Ed Kilgore is a contributing writer to the Washington Monthly. He is managing editor for The Democratic Strategist and a senior fellow at the Progressive Policy Institute. Find him on Twitter: @ed_kilgore.

Comments

  • G.Kerby on April 19, 2012 5:15 PM:

    Yeah, and they speak French, too !

  • lawrence on April 19, 2012 5:46 PM:

    and you don't expect this from Romney this autumn? cripes, the lesson learned by the GOPers from McCain's defeat was not too go soft, not to say that Obama is a good man and not a muslim-socialist. this is what happens to politics during a "balance sheet" recession (or prolong period of deflation), right-wing populism gets a full airing.

  • Lev @ LibraryGrape.com on April 19, 2012 5:55 PM:

    Not a surprise at all. Sarkozy was going on a few weeks back about how France was all full of immigrants and the flow of them needed to stop. Wonder what his parents would have done when they were trying to flee Hungary during the '50s, had their son been in power then?

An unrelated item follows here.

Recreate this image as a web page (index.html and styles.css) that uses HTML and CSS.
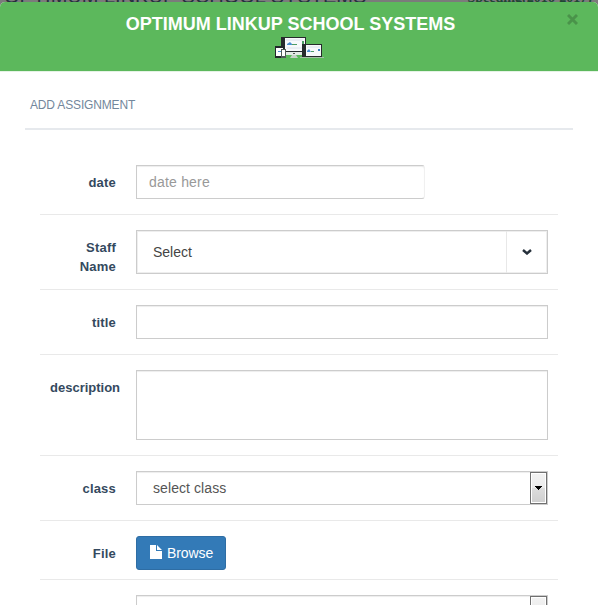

    Oh, these politicians. They're all the same, everywhere. If you want to be successful in that game, you can't hold anything sacred. Reading What It Takes was almost life-changing for me, the idea that if you want the big job, you have to be willing to give away everything. You might not necessarily HAVE to, but have to be willing to. Obama's not as bad as some, but it seems plainly obvious that not too long ago he really was a solid, almost doctrinaire liberal (how many Democrats supported gay marriage in the mid-90s? Or even a decade later?). How do you go from there to "I'm evolving" in 2012? Eh, whatever. Some things just aren't going to change.

  • Danp on April 19, 2012 5:56 PM:

    I wish I were a female radio shock jock with an Alaska accent right about now.

  • TCinLA on April 19, 2012 6:53 PM:

    I wish I were a female radio shock jock with an Alaska accent right about now.

    Were there really that many Minnesotans who moved to Alaska during the Gold Rush? Of course, they would have been used to the winters, don't'cha know?

    According to a good Socialist friend in France, even Sarko's supporters don't really like him all that much. Sort of like Willard.

  • CJWhite on April 20, 2012 8:33 AM:

    We totally need to do that campaign blackout thins here in the US. What a brain-saver that would be in the day before the election.